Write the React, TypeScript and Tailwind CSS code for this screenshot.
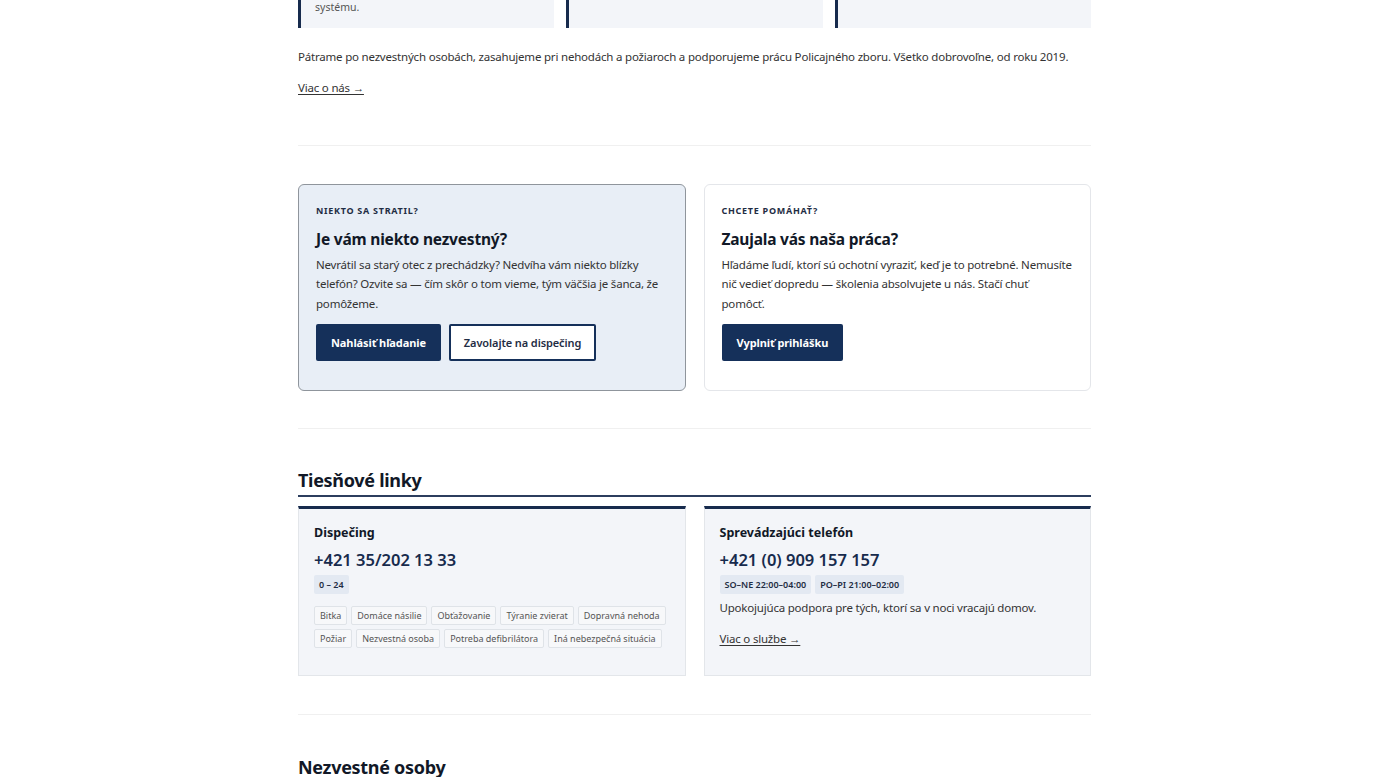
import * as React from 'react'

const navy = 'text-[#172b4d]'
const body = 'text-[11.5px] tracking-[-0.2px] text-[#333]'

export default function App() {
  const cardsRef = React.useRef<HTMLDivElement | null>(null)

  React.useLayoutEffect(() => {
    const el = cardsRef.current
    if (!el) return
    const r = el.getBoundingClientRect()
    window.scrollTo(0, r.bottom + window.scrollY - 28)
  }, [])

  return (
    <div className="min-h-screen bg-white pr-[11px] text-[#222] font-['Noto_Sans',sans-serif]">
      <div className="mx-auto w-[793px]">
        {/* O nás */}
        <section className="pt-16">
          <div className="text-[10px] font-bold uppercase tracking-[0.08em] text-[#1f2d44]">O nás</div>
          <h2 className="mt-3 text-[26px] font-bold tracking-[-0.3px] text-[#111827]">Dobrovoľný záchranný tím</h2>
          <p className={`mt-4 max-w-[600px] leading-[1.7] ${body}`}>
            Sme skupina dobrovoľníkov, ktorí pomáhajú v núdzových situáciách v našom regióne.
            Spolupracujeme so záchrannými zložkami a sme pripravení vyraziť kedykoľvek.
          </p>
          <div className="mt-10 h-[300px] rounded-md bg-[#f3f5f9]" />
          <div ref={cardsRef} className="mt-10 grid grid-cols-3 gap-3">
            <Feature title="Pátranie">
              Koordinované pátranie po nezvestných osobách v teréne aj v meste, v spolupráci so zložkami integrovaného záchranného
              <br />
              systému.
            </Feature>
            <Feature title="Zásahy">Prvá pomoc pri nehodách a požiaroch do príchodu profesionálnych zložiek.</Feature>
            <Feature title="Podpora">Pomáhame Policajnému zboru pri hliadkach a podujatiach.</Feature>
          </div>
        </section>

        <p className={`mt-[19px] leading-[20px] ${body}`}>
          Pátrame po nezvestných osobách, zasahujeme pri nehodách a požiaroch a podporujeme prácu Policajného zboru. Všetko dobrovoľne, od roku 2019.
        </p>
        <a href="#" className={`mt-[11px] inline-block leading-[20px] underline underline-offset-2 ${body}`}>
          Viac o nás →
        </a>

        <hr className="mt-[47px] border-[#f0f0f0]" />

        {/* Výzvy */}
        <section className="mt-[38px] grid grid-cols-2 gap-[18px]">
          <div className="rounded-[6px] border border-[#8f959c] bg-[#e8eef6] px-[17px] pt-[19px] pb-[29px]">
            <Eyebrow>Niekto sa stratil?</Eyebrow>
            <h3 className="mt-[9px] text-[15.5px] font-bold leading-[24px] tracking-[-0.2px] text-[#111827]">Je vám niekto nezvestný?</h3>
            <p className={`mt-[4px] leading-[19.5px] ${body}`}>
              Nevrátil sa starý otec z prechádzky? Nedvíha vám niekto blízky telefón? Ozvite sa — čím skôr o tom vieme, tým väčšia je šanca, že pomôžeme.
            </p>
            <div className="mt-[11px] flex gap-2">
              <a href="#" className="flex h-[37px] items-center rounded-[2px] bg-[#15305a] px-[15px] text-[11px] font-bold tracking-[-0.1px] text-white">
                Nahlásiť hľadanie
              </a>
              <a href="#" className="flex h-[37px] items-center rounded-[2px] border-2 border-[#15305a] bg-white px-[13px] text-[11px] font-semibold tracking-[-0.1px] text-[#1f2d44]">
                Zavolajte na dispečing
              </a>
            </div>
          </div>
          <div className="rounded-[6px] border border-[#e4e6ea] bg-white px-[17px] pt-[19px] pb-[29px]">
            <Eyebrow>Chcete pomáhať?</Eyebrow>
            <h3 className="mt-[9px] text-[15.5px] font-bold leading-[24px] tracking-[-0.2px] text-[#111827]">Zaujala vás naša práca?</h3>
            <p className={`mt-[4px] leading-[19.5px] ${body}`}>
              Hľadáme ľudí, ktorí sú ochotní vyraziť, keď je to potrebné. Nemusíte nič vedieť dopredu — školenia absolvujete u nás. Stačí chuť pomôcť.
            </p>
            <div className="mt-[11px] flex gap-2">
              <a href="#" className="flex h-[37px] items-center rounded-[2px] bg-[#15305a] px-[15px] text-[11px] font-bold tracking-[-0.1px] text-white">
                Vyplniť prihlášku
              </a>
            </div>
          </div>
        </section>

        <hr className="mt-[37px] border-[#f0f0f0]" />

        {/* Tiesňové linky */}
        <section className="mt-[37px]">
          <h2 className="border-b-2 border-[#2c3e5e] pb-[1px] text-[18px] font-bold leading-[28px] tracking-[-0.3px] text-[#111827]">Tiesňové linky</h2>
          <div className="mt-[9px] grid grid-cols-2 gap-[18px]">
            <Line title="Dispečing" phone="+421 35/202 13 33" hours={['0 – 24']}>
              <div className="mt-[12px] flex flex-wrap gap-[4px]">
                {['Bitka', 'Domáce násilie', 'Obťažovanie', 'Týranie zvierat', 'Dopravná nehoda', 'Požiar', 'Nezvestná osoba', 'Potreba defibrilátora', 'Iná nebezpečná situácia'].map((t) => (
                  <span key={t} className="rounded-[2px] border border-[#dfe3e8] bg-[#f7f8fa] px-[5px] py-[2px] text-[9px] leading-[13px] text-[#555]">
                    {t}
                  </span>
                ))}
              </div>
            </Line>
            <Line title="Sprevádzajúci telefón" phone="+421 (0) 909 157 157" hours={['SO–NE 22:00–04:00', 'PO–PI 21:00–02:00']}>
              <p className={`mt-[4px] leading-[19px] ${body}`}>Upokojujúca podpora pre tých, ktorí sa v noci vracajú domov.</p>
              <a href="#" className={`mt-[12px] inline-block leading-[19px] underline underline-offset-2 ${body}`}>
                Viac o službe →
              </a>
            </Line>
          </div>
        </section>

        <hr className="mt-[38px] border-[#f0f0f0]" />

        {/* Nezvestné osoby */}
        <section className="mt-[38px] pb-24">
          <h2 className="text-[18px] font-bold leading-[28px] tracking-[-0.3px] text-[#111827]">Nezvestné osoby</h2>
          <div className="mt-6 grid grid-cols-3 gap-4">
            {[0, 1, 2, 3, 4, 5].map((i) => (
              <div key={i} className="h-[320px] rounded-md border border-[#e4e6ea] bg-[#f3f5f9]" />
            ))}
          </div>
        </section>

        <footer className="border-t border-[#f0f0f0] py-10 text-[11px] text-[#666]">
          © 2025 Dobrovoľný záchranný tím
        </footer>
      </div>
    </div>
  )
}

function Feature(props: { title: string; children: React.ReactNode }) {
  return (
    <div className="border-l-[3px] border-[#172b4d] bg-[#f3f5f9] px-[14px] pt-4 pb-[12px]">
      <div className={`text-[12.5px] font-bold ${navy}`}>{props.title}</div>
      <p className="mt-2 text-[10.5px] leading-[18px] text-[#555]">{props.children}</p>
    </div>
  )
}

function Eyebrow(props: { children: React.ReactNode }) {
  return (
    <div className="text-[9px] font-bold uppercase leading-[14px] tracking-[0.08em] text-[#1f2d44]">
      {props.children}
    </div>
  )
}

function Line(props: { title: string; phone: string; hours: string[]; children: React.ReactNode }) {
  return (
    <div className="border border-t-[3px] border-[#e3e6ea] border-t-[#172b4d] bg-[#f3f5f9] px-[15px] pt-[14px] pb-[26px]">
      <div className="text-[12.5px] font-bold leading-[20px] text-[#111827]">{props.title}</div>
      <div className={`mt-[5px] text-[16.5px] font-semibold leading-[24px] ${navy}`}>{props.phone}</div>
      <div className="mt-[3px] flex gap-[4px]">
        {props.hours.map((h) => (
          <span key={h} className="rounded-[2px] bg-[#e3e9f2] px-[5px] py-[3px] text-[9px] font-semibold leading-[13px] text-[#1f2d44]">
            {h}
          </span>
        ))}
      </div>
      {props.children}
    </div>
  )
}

----------

▸ What you need to do: Output the data exactly. Pictures don't belong in the result.

▸ Result of the exercise:
Write the React, TypeScript and Tailwind CSS code for this screenshot.
import * as React from 'react'

const navy = 'text-[#172b4d]'
const body = 'text-[11.5px] tracking-[-0.2px] text-[#333]'

export default function App() {
  const cardsRef = React.useRef<HTMLDivElement | null>(null)

  React.useLayoutEffect(() => {
    const el = cardsRef.current
    if (!el) return
    const r = el.getBoundingClientRect()
    window.scrollTo(0, r.bottom + window.scrollY - 28)
  }, [])

  return (
    <div className="min-h-screen bg-white pr-[11px] text-[#222] font-['Noto_Sans',sans-serif]">
      <div className="mx-auto w-[793px]">
        {/* O nás */}
        <section className="pt-16">
          <div className="text-[10px] font-bold uppercase tracking-[0.08em] text-[#1f2d44]">O nás</div>
          <h2 className="mt-3 text-[26px] font-bold tracking-[-0.3px] text-[#111827]">Dobrovoľný záchranný tím</h2>
          <p className={`mt-4 max-w-[600px] leading-[1.7] ${body}`}>
            Sme skupina dobrovoľníkov, ktorí pomáhajú v núdzových situáciách v našom regióne.
            Spolupracujeme so záchrannými zložkami a sme pripravení vyraziť kedykoľvek.
          </p>
          <div className="mt-10 h-[300px] rounded-md bg-[#f3f5f9]" />
          <div ref={cardsRef} className="mt-10 grid grid-cols-3 gap-3">
            <Feature title="Pátranie">
              Koordinované pátranie po nezvestných osobách v teréne aj v meste, v spolupráci so zložkami integrovaného záchranného
              <br />
              systému.
            </Feature>
            <Feature title="Zásahy">Prvá pomoc pri nehodách a požiaroch do príchodu profesionálnych zložiek.</Feature>
            <Feature title="Podpora">Pomáhame Policajnému zboru pri hliadkach a podujatiach.</Feature>
          </div>
        </section>

        <p className={`mt-[19px] leading-[20px] ${body}`}>
          Pátrame po nezvestných osobách, zasahujeme pri nehodách a požiaroch a podporujeme prácu Policajného zboru. Všetko dobrovoľne, od roku 2019.
        </p>
        <a href="#" className={`mt-[11px] inline-block leading-[20px] underline underline-offset-2 ${body}`}>
          Viac o nás →
        </a>

        <hr className="mt-[47px] border-[#f0f0f0]" />

        {/* Výzvy */}
        <section className="mt-[38px] grid grid-cols-2 gap-[18px]">
          <div className="rounded-[6px] border border-[#8f959c] bg-[#e8eef6] px-[17px] pt-[19px] pb-[29px]">
            <Eyebrow>Niekto sa stratil?</Eyebrow>
            <h3 className="mt-[9px] text-[15.5px] font-bold leading-[24px] tracking-[-0.2px] text-[#111827]">Je vám niekto nezvestný?</h3>
            <p className={`mt-[4px] leading-[19.5px] ${body}`}>
              Nevrátil sa starý otec z prechádzky? Nedvíha vám niekto blízky telefón? Ozvite sa — čím skôr o tom vieme, tým väčšia je šanca, že pomôžeme.
            </p>
            <div className="mt-[11px] flex gap-2">
              <a href="#" className="flex h-[37px] items-center rounded-[2px] bg-[#15305a] px-[15px] text-[11px] font-bold tracking-[-0.1px] text-white">
                Nahlásiť hľadanie
              </a>
              <a href="#" className="flex h-[37px] items-center rounded-[2px] border-2 border-[#15305a] bg-white px-[13px] text-[11px] font-semibold tracking-[-0.1px] text-[#1f2d44]">
                Zavolajte na dispečing
              </a>
            </div>
          </div>
          <div className="rounded-[6px] border border-[#e4e6ea] bg-white px-[17px] pt-[19px] pb-[29px]">
            <Eyebrow>Chcete pomáhať?</Eyebrow>
            <h3 className="mt-[9px] text-[15.5px] font-bold leading-[24px] tracking-[-0.2px] text-[#111827]">Zaujala vás naša práca?</h3>
            <p className={`mt-[4px] leading-[19.5px] ${body}`}>
              Hľadáme ľudí, ktorí sú ochotní vyraziť, keď je to potrebné. Nemusíte nič vedieť dopredu — školenia absolvujete u nás. Stačí chuť pomôcť.
            </p>
            <div className="mt-[11px] flex gap-2">
              <a href="#" className="flex h-[37px] items-center rounded-[2px] bg-[#15305a] px-[15px] text-[11px] font-bold tracking-[-0.1px] text-white">
                Vyplniť prihlášku
              </a>
            </div>
          </div>
        </section>

        <hr className="mt-[37px] border-[#f0f0f0]" />

        {/* Tiesňové linky */}
        <section className="mt-[37px]">
          <h2 className="border-b-2 border-[#2c3e5e] pb-[1px] text-[18px] font-bold leading-[28px] tracking-[-0.3px] text-[#111827]">Tiesňové linky</h2>
          <div className="mt-[9px] grid grid-cols-2 gap-[18px]">
            <Line title="Dispečing" phone="+421 35/202 13 33" hours={['0 – 24']}>
              <div className="mt-[12px] flex flex-wrap gap-[4px]">
                {['Bitka', 'Domáce násilie', 'Obťažovanie', 'Týranie zvierat', 'Dopravná nehoda', 'Požiar', 'Nezvestná osoba', 'Potreba defibrilátora', 'Iná nebezpečná situácia'].map((t) => (
                  <span key={t} className="rounded-[2px] border border-[#dfe3e8] bg-[#f7f8fa] px-[5px] py-[2px] text-[9px] leading-[13px] text-[#555]">
                    {t}
                  </span>
                ))}
              </div>
            </Line>
            <Line title="Sprevádzajúci telefón" phone="+421 (0) 909 157 157" hours={['SO–NE 22:00–04:00', 'PO–PI 21:00–02:00']}>
              <p className={`mt-[4px] leading-[19px] ${body}`}>Upokojujúca podpora pre tých, ktorí sa v noci vracajú domov.</p>
              <a href="#" className={`mt-[12px] inline-block leading-[19px] underline underline-offset-2 ${body}`}>
                Viac o službe →
              </a>
            </Line>
          </div>
        </section>

        <hr className="mt-[38px] border-[#f0f0f0]" />

        {/* Nezvestné osoby */}
        <section className="mt-[38px] pb-24">
          <h2 className="text-[18px] font-bold leading-[28px] tracking-[-0.3px] text-[#111827]">Nezvestné osoby</h2>
          <div className="mt-6 grid grid-cols-3 gap-4">
            {[0, 1, 2, 3, 4, 5].map((i) => (
              <div key={i} className="h-[320px] rounded-md border border-[#e4e6ea] bg-[#f3f5f9]" />
            ))}
          </div>
        </section>

        <footer className="border-t border-[#f0f0f0] py-10 text-[11px] text-[#666]">
          © 2025 Dobrovoľný záchranný tím
        </footer>
      </div>
    </div>
  )
}

function Feature(props: { title: string; children: React.ReactNode }) {
  return (
    <div className="border-l-[3px] border-[#172b4d] bg-[#f3f5f9] px-[14px] pt-4 pb-[12px]">
      <div className={`text-[12.5px] font-bold ${navy}`}>{props.title}</div>
      <p className="mt-2 text-[10.5px] leading-[18px] text-[#555]">{props.children}</p>
    </div>
  )
}

function Eyebrow(props: { children: React.ReactNode }) {
  return (
    <div className="text-[9px] font-bold uppercase leading-[14px] tracking-[0.08em] text-[#1f2d44]">
      {props.children}
    </div>
  )
}

function Line(props: { title: string; phone: string; hours: string[]; children: React.ReactNode }) {
  return (
    <div className="border border-t-[3px] border-[#e3e6ea] border-t-[#172b4d] bg-[#f3f5f9] px-[15px] pt-[14px] pb-[26px]">
      <div className="text-[12.5px] font-bold leading-[20px] text-[#111827]">{props.title}</div>
      <div className={`mt-[5px] text-[16.5px] font-semibold leading-[24px] ${navy}`}>{props.phone}</div>
      <div className="mt-[3px] flex gap-[4px]">
        {props.hours.map((h) => (
          <span key={h} className="rounded-[2px] bg-[#e3e9f2] px-[5px] py-[3px] text-[9px] font-semibold leading-[13px] text-[#1f2d44]">
            {h}
          </span>
        ))}
      </div>
      {props.children}
    </div>
  )
}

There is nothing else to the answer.